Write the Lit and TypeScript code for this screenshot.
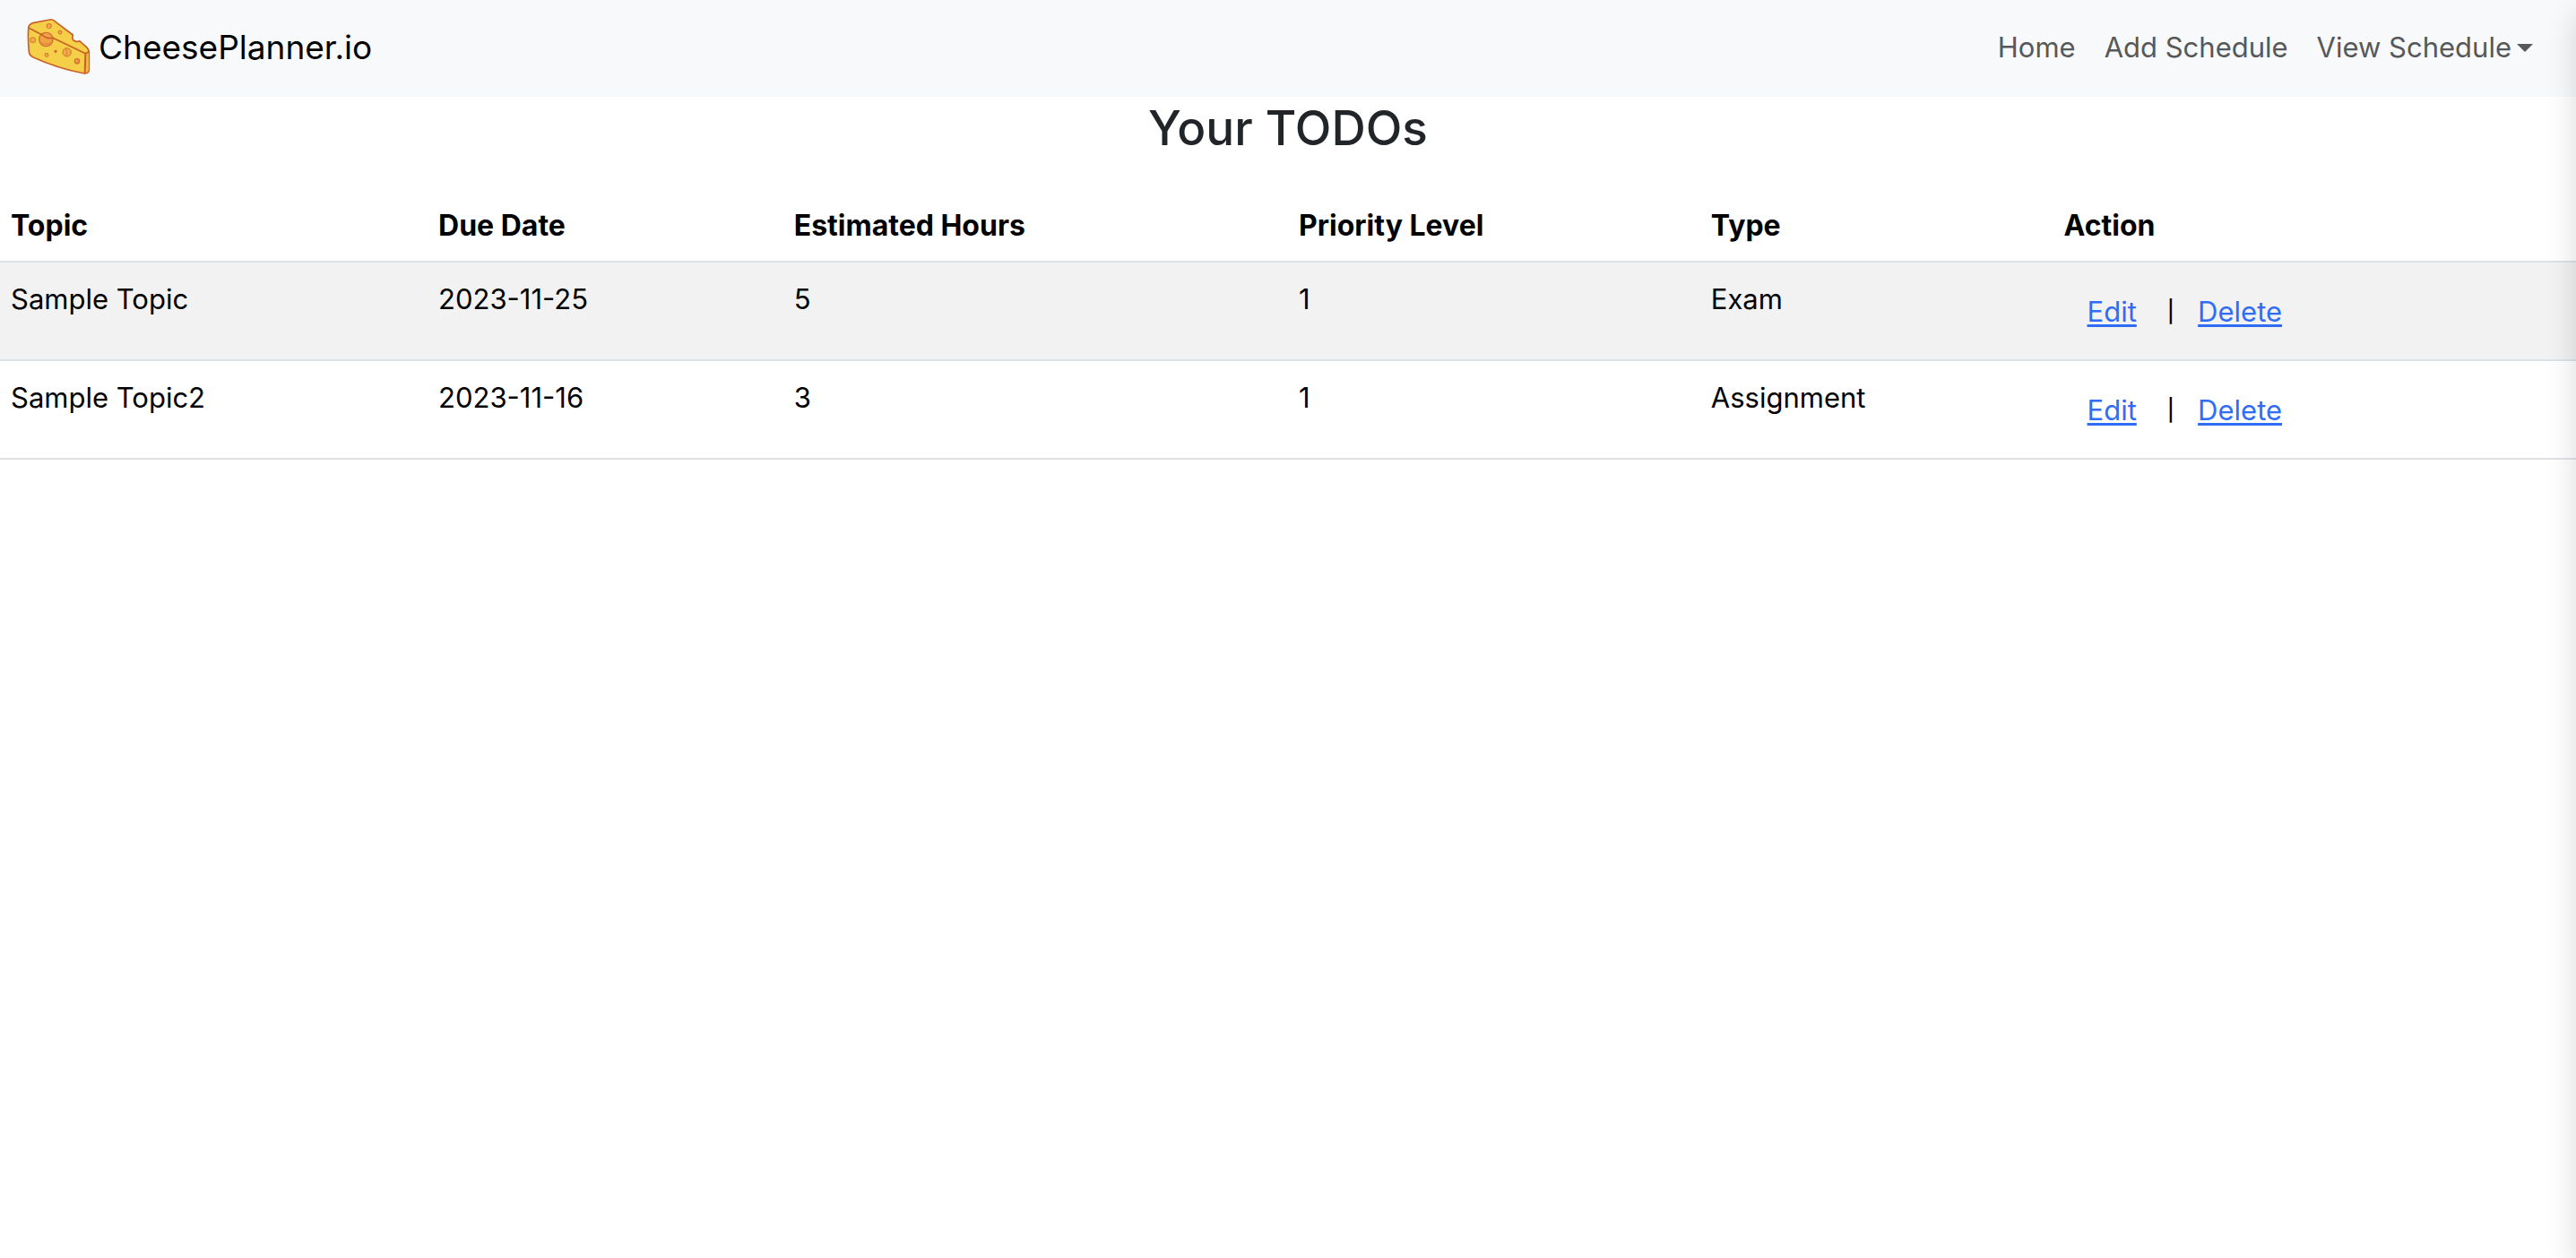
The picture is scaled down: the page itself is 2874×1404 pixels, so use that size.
import { LitElement, html, css, svg } from "lit";
import { customElement, state } from "lit/decorators.js";

interface Todo {
  topic: string;
  due: string;
  hours: number;
  priority: number;
  type: string;
}

const cheese = svg`
  <path d="M38 55 Q42 49 50 47 L106 36 Q113 34 119 38 L184 87 Q180 99 187 106 Q197 112 206 107 L229 127 Q238 135 238 146 L238 205 Q236 216 222 216 Q130 198 50 161 Q38 155 37 143 Q33 100 35 66 Q35 59 38 55Z" fill="#f4cf47" stroke="#c9602a" stroke-width="5" stroke-linejoin="round"/>
  <path d="M227 149 L237 143 L237 204 Q236 212 227 214Z" fill="#f2b545"/>
  <g fill="#f1ab45" stroke="#cf7130" stroke-width="3">
    <circle cx="104" cy="57" r="8"/>
    <circle cx="141" cy="78" r="6"/>
    <circle cx="50" cy="104" r="9"/>
    <circle cx="94" cy="102" r="23" fill="#f0a344" stroke-width="4"/>
    <circle cx="96" cy="154" r="6"/>
    <circle cx="126" cy="142" r="4" fill="#d27a33"/>
    <circle cx="164" cy="145" r="14"/>
    <circle cx="198" cy="175" r="8" stroke-width="4"/>
  </g>
  <g fill="none" stroke="#c9602a" stroke-linecap="round" stroke-linejoin="round">
    <path d="M37 64 L80 86 Q98 102 117 97 L226 149 L237 143" stroke-width="5"/>
    <path d="M226 149 L224 214" stroke-width="6"/>
    <path d="M76 112 Q92 124 112 112 M160 133 Q168 146 163 157 M195 180 Q202 180 201 171" stroke="#d98238" stroke-width="3"/>
  </g>
`;

@customElement("app-root")
export class AppRoot extends LitElement {
  static styles = css`
    :host {
      display: block;
      position: relative;
      min-height: 100vh;
      overflow: hidden;
      background: #fff;
      color: #000;
      font-family: Inter, "Liberation Sans", sans-serif;
      font-size: 31px;
      line-height: 48px;
    }
    .navbar {
      display: flex;
      align-items: center;
      justify-content: space-between;
      padding: 13px 32px 15px 24px;
      background: #f8f9fb;
    }
    .brand {
      display: flex;
      align-items: center;
      gap: 4px;
      color: #000;
      font-size: 37px;
      text-decoration: none;
    }
    .logo {
      width: 82px;
      height: 72px;
    }
    .links {
      display: flex;
      margin: 0;
      padding: 0;
      list-style: none;
    }
    .link {
      display: flex;
      align-items: center;
      gap: 6px;
      padding: 16px;
      border: 0;
      background: none;
      color: #575859;
      font: inherit;
      text-decoration: none;
      cursor: pointer;
    }
    .caret {
      border: solid transparent;
      border-width: 9px 9px 0;
      border-top-color: currentColor;
    }
    .title {
      margin: 0 0 34px;
      padding-top: 2px;
      color: #212529;
      font-size: 53px;
      font-weight: 500;
      line-height: 67px;
      text-align: center;
    }
    .todos {
      width: 100%;
      table-layout: fixed;
      border-collapse: separate;
      border-spacing: 0;
    }
    .topic { width: 16.6%; }
    .due { width: 13.8%; }
    .hours { width: 19.6%; }
    .priority { width: 16%; }
    .type { width: 13.7%; }
    .cell {
      box-sizing: border-box;
      padding: 17px 12px 15px;
      border-bottom: 2px solid #dee2e6;
      text-align: left;
      vertical-align: top;
    }
    .head {
      font-size: 32px;
      font-weight: 700;
    }
    .row:nth-child(odd) .cell {
      background: #f2f2f2;
    }
    .actions {
      display: flex;
      align-items: center;
    }
    .action {
      padding: 12px 24px;
      border: 2px solid transparent;
      background: none;
      color: #306cf6;
      font: inherit;
      text-decoration: underline;
      text-decoration-thickness: 3px;
      text-underline-offset: 3px;
      cursor: pointer;
    }
    .divider {
      padding-left: 8px;
      font-size: 24px;
      font-weight: 500;
    }
    .drawer {
      position: absolute;
      top: 0;
      bottom: 0;
      left: 100%;
      width: 100%;
      box-shadow: 0 16px 32px rgba(0, 0, 0, 0.15);
      pointer-events: none;
    }
  `;

  @state() private todos: Todo[] = [
    { topic: "Sample Topic", due: "2023-11-25", hours: 5, priority: 1, type: "Exam" },
    { topic: "Sample Topic2", due: "2023-11-16", hours: 3, priority: 1, type: "Assignment" },
  ];

  private renderRow(todo: Todo) {
    return html`
      <tr class="row">
        <td class="cell">${todo.topic}</td>
        <td class="cell">${todo.due}</td>
        <td class="cell">${todo.hours}</td>
        <td class="cell">${todo.priority}</td>
        <td class="cell">${todo.type}</td>
        <td class="cell">
          <div class="actions">
            <button class="action" type="button">Edit</button>
            <span class="divider">|</span>
            <button class="action" type="button">Delete</button>
          </div>
        </td>
      </tr>
    `;
  }

  render() {
    return html`
      <header>
        <nav class="navbar">
          <a class="brand" href="#">
            <svg class="logo" viewBox="12 21 246 216" aria-hidden="true">${cheese}</svg>
            <span>CheesePlanner.io</span>
          </a>
          <ul class="links">
            <li><a class="link" href="#">Home</a></li>
            <li><a class="link" href="#add">Add Schedule</a></li>
            <li>
              <button class="link" type="button" aria-haspopup="true" aria-expanded="false">
                View Schedule<span class="caret"></span>
              </button>
            </li>
          </ul>
        </nav>
      </header>
      <main>
        <h2 class="title">Your TODOs</h2>
        <table class="todos">
          <thead>
            <tr>
              <th class="cell head topic" scope="col">Topic</th>
              <th class="cell head due" scope="col">Due Date</th>
              <th class="cell head hours" scope="col">Estimated Hours</th>
              <th class="cell head priority" scope="col">Priority Level</th>
              <th class="cell head type" scope="col">Type</th>
              <th class="cell head" scope="col">Action</th>
            </tr>
          </thead>
          <tbody>
            ${this.todos.map((todo) => this.renderRow(todo))}
          </tbody>
        </table>
      </main>
      <div class="drawer"></div>
    `;
  }
}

- - -

• **REQUIREMENT**: Transcribe the whole listing exactly. Pictures are excluded.

• **SOLUTION FOR THIS PROBLEM**:
Write the Lit and TypeScript code for this screenshot.
The picture is scaled down: the page itself is 2874×1404 pixels, so use that size.
import { LitElement, html, css, svg } from "lit";
import { customElement, state } from "lit/decorators.js";

interface Todo {
  topic: string;
  due: string;
  hours: number;
  priority: number;
  type: string;
}

const cheese = svg`
  <path d="M38 55 Q42 49 50 47 L106 36 Q113 34 119 38 L184 87 Q180 99 187 106 Q197 112 206 107 L229 127 Q238 135 238 146 L238 205 Q236 216 222 216 Q130 198 50 161 Q38 155 37 143 Q33 100 35 66 Q35 59 38 55Z" fill="#f4cf47" stroke="#c9602a" stroke-width="5" stroke-linejoin="round"/>
  <path d="M227 149 L237 143 L237 204 Q236 212 227 214Z" fill="#f2b545"/>
  <g fill="#f1ab45" stroke="#cf7130" stroke-width="3">
    <circle cx="104" cy="57" r="8"/>
    <circle cx="141" cy="78" r="6"/>
    <circle cx="50" cy="104" r="9"/>
    <circle cx="94" cy="102" r="23" fill="#f0a344" stroke-width="4"/>
    <circle cx="96" cy="154" r="6"/>
    <circle cx="126" cy="142" r="4" fill="#d27a33"/>
    <circle cx="164" cy="145" r="14"/>
    <circle cx="198" cy="175" r="8" stroke-width="4"/>
  </g>
  <g fill="none" stroke="#c9602a" stroke-linecap="round" stroke-linejoin="round">
    <path d="M37 64 L80 86 Q98 102 117 97 L226 149 L237 143" stroke-width="5"/>
    <path d="M226 149 L224 214" stroke-width="6"/>
    <path d="M76 112 Q92 124 112 112 M160 133 Q168 146 163 157 M195 180 Q202 180 201 171" stroke="#d98238" stroke-width="3"/>
  </g>
`;

@customElement("app-root")
export class AppRoot extends LitElement {
  static styles = css`
    :host {
      display: block;
      position: relative;
      min-height: 100vh;
      overflow: hidden;
      background: #fff;
      color: #000;
      font-family: Inter, "Liberation Sans", sans-serif;
      font-size: 31px;
      line-height: 48px;
    }
    .navbar {
      display: flex;
      align-items: center;
      justify-content: space-between;
      padding: 13px 32px 15px 24px;
      background: #f8f9fb;
    }
    .brand {
      display: flex;
      align-items: center;
      gap: 4px;
      color: #000;
      font-size: 37px;
      text-decoration: none;
    }
    .logo {
      width: 82px;
      height: 72px;
    }
    .links {
      display: flex;
      margin: 0;
      padding: 0;
      list-style: none;
    }
    .link {
      display: flex;
      align-items: center;
      gap: 6px;
      padding: 16px;
      border: 0;
      background: none;
      color: #575859;
      font: inherit;
      text-decoration: none;
      cursor: pointer;
    }
    .caret {
      border: solid transparent;
      border-width: 9px 9px 0;
      border-top-color: currentColor;
    }
    .title {
      margin: 0 0 34px;
      padding-top: 2px;
      color: #212529;
      font-size: 53px;
      font-weight: 500;
      line-height: 67px;
      text-align: center;
    }
    .todos {
      width: 100%;
      table-layout: fixed;
      border-collapse: separate;
      border-spacing: 0;
    }
    .topic { width: 16.6%; }
    .due { width: 13.8%; }
    .hours { width: 19.6%; }
    .priority { width: 16%; }
    .type { width: 13.7%; }
    .cell {
      box-sizing: border-box;
      padding: 17px 12px 15px;
      border-bottom: 2px solid #dee2e6;
      text-align: left;
      vertical-align: top;
    }
    .head {
      font-size: 32px;
      font-weight: 700;
    }
    .row:nth-child(odd) .cell {
      background: #f2f2f2;
    }
    .actions {
      display: flex;
      align-items: center;
    }
    .action {
      padding: 12px 24px;
      border: 2px solid transparent;
      background: none;
      color: #306cf6;
      font: inherit;
      text-decoration: underline;
      text-decoration-thickness: 3px;
      text-underline-offset: 3px;
      cursor: pointer;
    }
    .divider {
      padding-left: 8px;
      font-size: 24px;
      font-weight: 500;
    }
    .drawer {
      position: absolute;
      top: 0;
      bottom: 0;
      left: 100%;
      width: 100%;
      box-shadow: 0 16px 32px rgba(0, 0, 0, 0.15);
      pointer-events: none;
    }
  `;

  @state() private todos: Todo[] = [
    { topic: "Sample Topic", due: "2023-11-25", hours: 5, priority: 1, type: "Exam" },
    { topic: "Sample Topic2", due: "2023-11-16", hours: 3, priority: 1, type: "Assignment" },
  ];

  private renderRow(todo: Todo) {
    return html`
      <tr class="row">
        <td class="cell">${todo.topic}</td>
        <td class="cell">${todo.due}</td>
        <td class="cell">${todo.hours}</td>
        <td class="cell">${todo.priority}</td>
        <td class="cell">${todo.type}</td>
        <td class="cell">
          <div class="actions">
            <button class="action" type="button">Edit</button>
            <span class="divider">|</span>
            <button class="action" type="button">Delete</button>
          </div>
        </td>
      </tr>
    `;
  }

  render() {
    return html`
      <header>
        <nav class="navbar">
          <a class="brand" href="#">
            <svg class="logo" viewBox="12 21 246 216" aria-hidden="true">${cheese}</svg>
            <span>CheesePlanner.io</span>
          </a>
          <ul class="links">
            <li><a class="link" href="#">Home</a></li>
            <li><a class="link" href="#add">Add Schedule</a></li>
            <li>
              <button class="link" type="button" aria-haspopup="true" aria-expanded="false">
                View Schedule<span class="caret"></span>
              </button>
            </li>
          </ul>
        </nav>
      </header>
      <main>
        <h2 class="title">Your TODOs</h2>
        <table class="todos">
          <thead>
            <tr>
              <th class="cell head topic" scope="col">Topic</th>
              <th class="cell head due" scope="col">Due Date</th>
              <th class="cell head hours" scope="col">Estimated Hours</th>
              <th class="cell head priority" scope="col">Priority Level</th>
              <th class="cell head type" scope="col">Type</th>
              <th class="cell head" scope="col">Action</th>
            </tr>
          </thead>
          <tbody>
            ${this.todos.map((todo) => this.renderRow(todo))}
          </tbody>
        </table>
      </main>
      <div class="drawer"></div>
    `;
  }
}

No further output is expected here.